Is there a significant divide between international and Singaporean students?

Is there a significant divide between international and Singaporean students?

At first, I definitely think there is a cultural gap between Singaporean and non-Singaporean students, even more so for students that are not from East/Southeast Asia. There are a lot of specifics about Singaporean life that local students may take for granted. Also, it will take some time before you can understand Singlish (Singaporean English). Adjustments like these always have to be made when you move somewhere.

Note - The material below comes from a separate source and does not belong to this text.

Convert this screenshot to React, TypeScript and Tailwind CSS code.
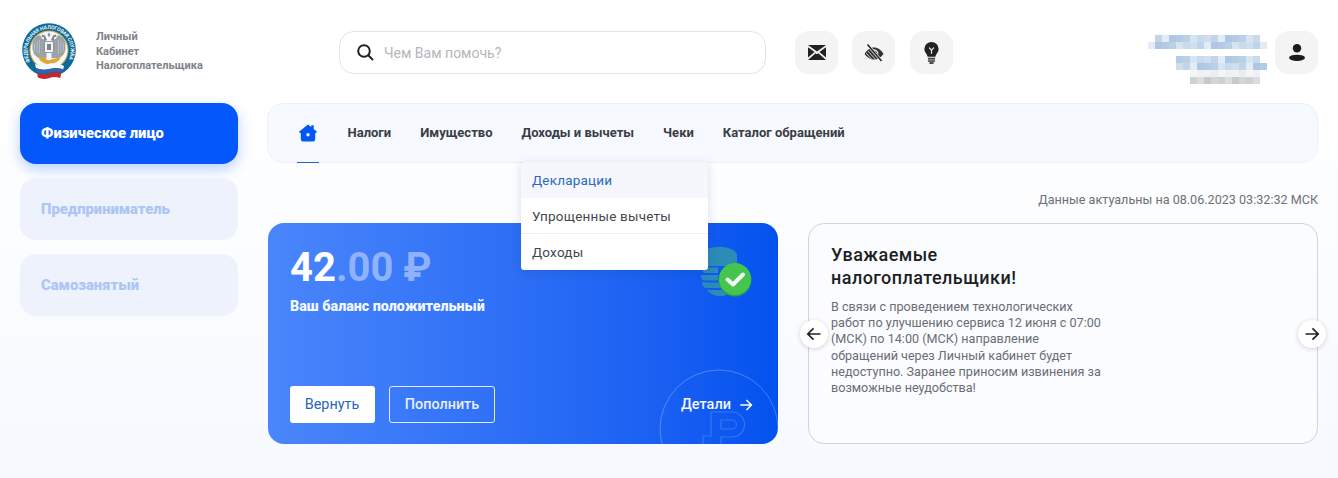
import React from "react";

const blue = ["#d6e3f1", "#c0d4ea", "#b3cbe5", "#c9daec", "#e2ecf6", "#bad0e7", "#cfdfef", "#afc7e3"];

function Mosaic({ start, cells, palette }: { start: number; cells: number; palette: string[] }) {
  return (
    <div className="flex justify-end">
      {Array.from({ length: cells }).map((_, i) => (
        <div key={i} className="h-[7px] w-[7px]" style={{ background: palette[(i * 3 + start) % palette.length] }} />
      ))}
    </div>
  );
}

function Wing() {
  return (
    <g>
      <path d="M26.500 18 L22 15.500 L20 12 L15.500 14 L12.500 19 L12.500 26 L14 31 L17 34 L21 35.500 L26.500 35z" fill="#9aa2aa" />
      <path d="M14.500 20v8M17 18v12M19.500 17v14" stroke="#c9ced3" strokeWidth="0.6" />
      <path d="M27 17 L25 12.500 L22 11.500 L21.500 13.500 L24 14.500 L24 18z" fill="#7f8890" />
    </g>
  );
}

function Logo() {
  return (
    <svg width="58" height="58" viewBox="0 0 58 58" className="shrink-0">
      <defs>
        <path id="arcText" d="M10.800 39.500 A21.700 21.700 0 1 1 47.200 39.500" fill="none" />
      </defs>
      <circle cx="29" cy="27" r="26.800" fill="#0e6a97" />
      <circle cx="29" cy="27" r="19.500" fill="#d9a93e" />
      <circle cx="29" cy="27" r="18.500" fill="#f5f7f8" />
      <text fontFamily="Roboto, sans-serif" fontWeight="700" fontSize="5.200" fill="#eaf2f7">
        <textPath href="#arcText" startOffset="1" textLength="88" lengthAdjust="spacing">ФЕДЕРАЛЬНАЯ НАЛОГОВАЯ СЛУЖБА</textPath>
      </text>
      <Wing />
      <g transform="matrix(-1 0 0 1 58 0)"><Wing /></g>
      <path d="M29 9.500l1.500 2-1.500 3-1.500-3z" fill="#8a9299" />
      <rect x="24.500" y="18.500" width="9" height="11" rx="1" fill="#f4f6f7" stroke="#7c858d" strokeWidth="0.8" />
      <rect x="27" y="21" width="4" height="6" fill="#7c858d" />
      <path d="M18 33 q3 3 7 1 l2 3 q3 1 5-1 l3 0 q4-1 6-5 l-1 5 q-4 5-9 4 q-3 2-7 0 q-5-2-6-7z" fill="#e0a636" />
      <path d="M15 41 q7 3 14 1 q8-3 15 1 l-1 4 q-7-3-14-1 q-7 2-13-1z" fill="#fafbfc" />
      <path d="M15.800 45 q6.500 3 13.200 1 q7-2 14 0 l-.5 4 q-7-2-13.500 0 q-6.500 2-13-1z" fill="#3064ab" />
      <path d="M17.300 50 q6 2.500 12 .5 q6-2 12-.5 l-1 5 q-6-2-11 0 q-6 2-11.500-.5z" fill="#c9252e" />
    </svg>
  );
}

function Mail() {
  return (
    <svg width="18" height="15" viewBox="0 0 18 15">
      <path d="M0 0h18L9 6.500z" fill="#222" />
      <path d="M0 2.200v10.400L6.600 7z" fill="#222" />
      <path d="M18 2.200v10.400L11.400 7z" fill="#222" />
      <path d="M0 15L7.600 8.300 9 9.300l1.400-1L18 15z" fill="#222" />
    </svg>
  );
}

function EyeOff() {
  return (
    <svg width="20" height="18" viewBox="0 0 20 18">
      <path d="M0.500 10C3 6 6 3.500 10 3.500s7.200 2.500 9.500 6.500c-2.300 3.500-5.500 5.500-9.500 5.500S3 13.500.5 10z" fill="#333" />
      <path d="M2 9l6 6.500M4 7l7.500 8.500M6.500 5l8 9.500" stroke="#f4f4f4" strokeWidth="0.800" />
      <path d="M8 6.500a4 4 0 0 1 6 3.500" stroke="#f4f4f4" strokeWidth="1.100" fill="none" />
      <path d="M3.500 0.500L17.500 17" stroke="#f4f4f4" strokeWidth="2.800" />
      <path d="M3.500 0.500L17.500 17" stroke="#222" strokeWidth="1.500" />
    </svg>
  );
}

function Bulb() {
  return (
    <svg width="15" height="22" viewBox="0 0 14 21">
      <path d="M7 0a6.800 6.800 0 0 1 6.800 6.800c0 2.800-1.800 4.200-2.600 5.800-.3.600-.4 1-.4 1.400H3.200c0-.4-.1-.8-.4-1.400C2 11 .2 9.600.2 6.800A6.800 6.800 0 0 1 7 0z" fill="#222" />
      <path d="M4.800 5.300L7 8l2.200-2.700M7 8v3.200" stroke="#f4f4f4" strokeWidth="1.100" fill="none" />
      <rect x="3.600" y="15" width="6.800" height="1.800" fill="#444" />
      <rect x="3.600" y="17.400" width="6.800" height="1.500" fill="#444" />
      <rect x="5" y="19.300" width="4" height="1.500" fill="#222" />
    </svg>
  );
}

function UserIcon() {
  return (
    <svg width="16" height="17" viewBox="0 0 16 17">
      <circle cx="8" cy="4.300" r="4.200" fill="#1c1c1c" />
      <ellipse cx="8" cy="13.800" rx="8" ry="3.100" fill="#1c1c1c" />
    </svg>
  );
}

function Home() {
  return (
    <svg width="18" height="18" viewBox="0 0 18 18">
      <path d="M9 .5l3.300 2.600V1.300h2.400v3.700L18 7.700l-1 1.200h-.8v6.300a2.300 2.300 0 0 1-2.300 2.300H4.100a2.300 2.300 0 0 1-2.300-2.300V8.900H1L0 7.700z" fill="#0457f5" />
      <circle cx="9" cy="10.800" r="1.700" fill="#f6f9ff" />
    </svg>
  );
}

function Arrow({ left, color, size }: { left?: boolean; color: string; size: number }) {
  return (
    <svg width={size} height={size} viewBox="0 0 16 16" fill="none" stroke={color} strokeWidth="1.700" style={left ? { transform: "scaleX(-1)" } : undefined}>
      <path d="M1.500 8h12.500M8.500 2.300L14.200 8l-5.700 5.700" />
    </svg>
  );
}

function Coins() {
  return (
    <svg width="52" height="50" viewBox="0 0 52 50" className="absolute right-[25px] top-[24px]">
      <g fill="#3394ad" fillOpacity="0.85">
        <path d="M2 6C4 1 12 0 19 0c8 0 14 2 17 7v12H2z" />
        <path d="M1 20.500h16v5.500H4c-2 0-3-3-3-5.500z" />
        <path d="M0 28h17v5.500H3c-2 0-3-3-3-5.500z" />
        <path d="M1 35.500h20v5.500H5c-2 0-4-3-4-5.500z" />
        <path d="M6 43h26c-3 4-8 6-13 6-5 0-10-2-13-6z" />
      </g>
      <circle cx="34" cy="33" r="16.500" fill="#27a049" />
      <circle cx="34" cy="32" r="16" fill="#45c54e" />
      <path d="M26.500 32.500l5.500 5 10-10" stroke="#f3fbf3" strokeWidth="4" fill="none" strokeLinecap="round" strokeLinejoin="round" />
    </svg>
  );
}

function CoinDeco() {
  return (
    <svg width="120" height="75" viewBox="0 0 120 75" className="absolute bottom-0 right-0" fill="none" stroke="#ffffff" strokeOpacity="0.26">
      <circle cx="61" cy="60" r="59" />
      <path d="M45 75V67H53V43H74a12.500 12.500 0 0 1 0 25H63V75M63 51V60H74a4.500 4.500 0 0 0 0-9z" strokeOpacity="0.18" strokeWidth="1.200" />
    </svg>
  );
}

export default function App() {
  return (
    <div className="h-[478px] w-[1338px] overflow-hidden bg-gradient-to-b from-white from-[18%] to-[#f6f9ff] font-['Roboto',sans-serif]">
      <header className="flex h-[103px] items-start pl-5 pr-5 pt-[31px]">
        <div className="-mt-2 flex w-[319px] items-center gap-[18px]">
          <Logo />
          <div className="text-[11px] font-bold leading-[14.500px] text-[#80838a]">
            <div>Личный</div>
            <div>Кабинет</div>
            <div>Налогоплательщика</div>
          </div>
        </div>
        <div className="flex h-[43px] w-[427px] items-center gap-[10px] rounded-[15px] border border-[#e2e3e6] bg-white pl-[17px]">
          <svg width="17" height="17" viewBox="0 0 17 17" fill="none" stroke="#222" strokeWidth="2">
            <circle cx="7" cy="7" r="5.800" />
            <path d="M11 11l5 5" />
          </svg>
          <span className="pt-[2px] text-[14px] text-[#b4b6b9]">Чем Вам помочь?</span>
        </div>
        <div className="ml-[29px] flex gap-[14px]">
          <div className="flex h-[43px] w-[43px] items-center justify-center rounded-[14px] bg-[#f4f4f4]"><Mail /></div>
          <div className="flex h-[43px] w-[43px] items-center justify-center rounded-[14px] bg-[#f4f4f4]"><EyeOff /></div>
          <div className="ml-[1px] flex h-[43px] w-[43px] items-center justify-center rounded-[14px] bg-[#f4f4f4]"><Bulb /></div>
        </div>
        <div className="ml-auto mr-[8px] mt-[4px] flex w-[119px] flex-col">
          <div className="pr-[7px]"><Mosaic start={1} cells={15} palette={blue} /></div>
          <div><Mosaic start={4} cells={17} palette={blue} /></div>
          <div className="h-[7px]" />
          <div className="pr-[7px]"><Mosaic start={2} cells={12} palette={blue} /></div>
          <div><Mosaic start={6} cells={13} palette={blue} /></div>
          <div className="pr-[7px]"><Mosaic start={1} cells={10} palette={["#f0f1f2", "#f4f5f5", "#ecedee", "#f2f2f3"]} /></div>
          <div className="pr-[7px]"><Mosaic start={3} cells={10} palette={["#d4d5d7", "#c8c9cc", "#dcdddf", "#cfd0d3"]} /></div>
        </div>
        <div className="flex h-[43px] w-[43px] items-center justify-center rounded-[14px] bg-[#f4f4f4]"><UserIcon /></div>
      </header>

      <div className="flex gap-[29px] pl-5 pr-5">
        <aside className="flex w-[218px] shrink-0 flex-col gap-[14px]">
          <div className="flex h-[61px] items-center rounded-[16px] bg-[#0457fb] pb-[1px] pl-[21px] text-[14.800px] font-black text-white shadow-[0_5px_14px_rgba(4,87,251,0.28)]">Физическое лицо</div>
          <div className="flex h-[62px] items-center rounded-[16px] bg-[#edf2fd] pl-[21px] text-[14.800px] font-black text-[#adc5f5]">Предприниматель</div>
          <div className="flex h-[62px] items-center rounded-[16px] bg-[#edf2fd] pl-[21px] text-[14.800px] font-black text-[#adc5f5]">Самозанятый</div>
        </aside>

        <main className="flex w-[1051px] flex-col">
          <nav className="relative flex h-[60px] items-center rounded-[16px] border border-[#edf0f7] bg-[#f6f9ff] pl-[29px] text-[13px] font-bold text-[#3a3d42]">
            <div className="relative flex h-[58px] w-[22px] items-center justify-start pl-[2px]">
              <Home />
              <div className="absolute -bottom-[1px] left-0 h-[1px] w-[22px] bg-[#1f63c4]" />
            </div>
            <span className="ml-[28.500px]">Налоги</span>
            <span className="ml-[29px]">Имущество</span>
            <span className="relative ml-[29px] flex h-[58px] items-center">
              Доходы и вычеты
              <span className="absolute -bottom-[1px] left-0 h-[1px] w-full bg-[#a9bfec]" />
            </span>
            <span className="ml-[29px]">Чеки</span>
            <span className="ml-[29px]">Каталог обращений</span>
            <div className="absolute left-[253px] top-[58px] z-20 w-[187px] overflow-hidden rounded-[3px] bg-white text-[13.500px] font-normal text-[#44474c] shadow-[0_2px_10px_rgba(30,50,90,0.16)]">
              <div className="flex h-[36px] items-center bg-[#f5f7fc] pl-[11px] tracking-[0.2px] text-[#2d68bf]">Декларации</div>
              <div className="flex h-[36px] items-center border-b border-[#eef0f3] pl-[11px] pt-[1px] tracking-[0.2px]">Упрощенные вычеты</div>
              <div className="flex h-[36px] items-center pl-[11px] tracking-[0.2px]">Доходы</div>
            </div>
          </nav>

          <div className="mt-[29px] h-[16px] text-right text-[12.600px] leading-[16px] text-[#6c7077]">Данные актуальны на 08.06.2023 03:32:32 МСК</div>

          <div className="mt-[15px] flex gap-[30px] pl-[1px]">
            <section className="relative flex h-[221px] w-[510px] flex-col overflow-hidden rounded-[16px] bg-gradient-to-r from-[#4a86fb] to-[#0352ef] pl-[22px] text-white">
              <Coins />
              <CoinDeco />
              <div className="mt-[20px] text-[40px] font-bold leading-[50px]">
                42<span className="text-[#90b2fd]">.00 ₽</span>
              </div>
              <div className="mt-[3px] text-[14.300px] font-black leading-[20px] text-[#f2f6ff]">Ваш баланс положительный</div>
              <div className="mt-[70px] flex items-center gap-[14px] text-[14.400px]">
                <div className="flex h-[37px] w-[85px] items-center justify-center rounded-[3px] bg-white pr-[1px] text-[#2a65bd]">Вернуть</div>
                <div className="flex h-[37px] w-[106px] items-center justify-center rounded-[3px] border border-[#e3ecff] font-medium text-[#e8efff]">Пополнить</div>
                <div className="relative z-10 ml-auto mr-[25px] flex items-center gap-[8px] font-medium text-[#f4f7ff]">
                  <span className="text-[14.500px]">Детали</span> <Arrow color="#ffffff" size={14} />
                </div>
              </div>
            </section>

            <section className="relative h-[221px] w-[510px] rounded-[16px] border border-[#d2d4da] bg-[#fbfcff] pl-[22px] pt-[19px]">
              <h2 className="text-[18px] font-medium leading-[23px] tracking-[0.45px] text-[#1d1f23]">
                Уважаемые<br />налогоплательщики!
              </h2>
              <p className="mt-[10px] w-[274px] text-[12.600px] leading-[16.200px] text-[#696d74]">
                В связи с проведением технологических работ по улучшению сервиса 12 июня с 07:00 (МСК) по 14:00 (МСК) направление обращений через Личный кабинет будет недоступно. Заранее приносим извинения за возможные неудобства!
              </p>
              <div className="absolute -left-[9px] top-[96px] flex h-[28px] w-[28px] items-center justify-center rounded-full bg-white shadow-[0_1px_5px_rgba(0,0,0,0.16)]">
                <Arrow left color="#222" size={16} />
              </div>
              <div className="absolute -right-[9px] top-[96px] flex h-[28px] w-[28px] items-center justify-center rounded-full bg-white shadow-[0_1px_5px_rgba(0,0,0,0.16)]">
                <Arrow color="#222" size={16} />
              </div>
            </section>
          </div>
        </main>
      </div>
    </div>
  );
}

If it helps, I think Yale-NUS is much easier to get used to for internationals than other places in Singapore, because the community is so much more diverse in general than NUS or NTU. Moreover, my experience has been that Singaporean students are very, very patient and helpful about whatever gaps in your knowledge you may have. Local students are quite eager to introduce others to local cuisine, cultural practices, and common slang. They are even willing to show you around town: both popular and lesser-known spots for food, shopping, or just cool places that they like to visit. My Singaporean friends have also been nice enough to invite me over to their homes for dinner and the like.

Of course, some students feel more comfortable hanging out with people of similar backgrounds, especially at first. But I personally don’t feel like things of that nature remain a significant barrier. At first, it might seem like you are quite different from Singaporeans, but within a few weeks I guarantee that the national boundaries will become less important and you will basically spend time with people that share your values or interests (or that you get along with in general) rather than thinking about it on a Singaporean/non-Singaporean level. Things like your DF group, classes, and whatever extracurriculars you are in are all great opportunities to meet people, the latter especially for people who might be passionate about the same things as you are.

In fact, the only (national) factor of some significance I have noticed is an actual linguistic gap. Particularly for second or third-language English speakers, it can be quite tiring at first to talk to so many people in English (and all the time). So in this respect, it is nice to have someone with whom you can converse with ease. Depending on what you speak, there might not be a lot of freshmen who can converse with you, so perhaps you can make friends with some upperclassmen. But in general, I think a pretty wide range of languages is represented at YNC.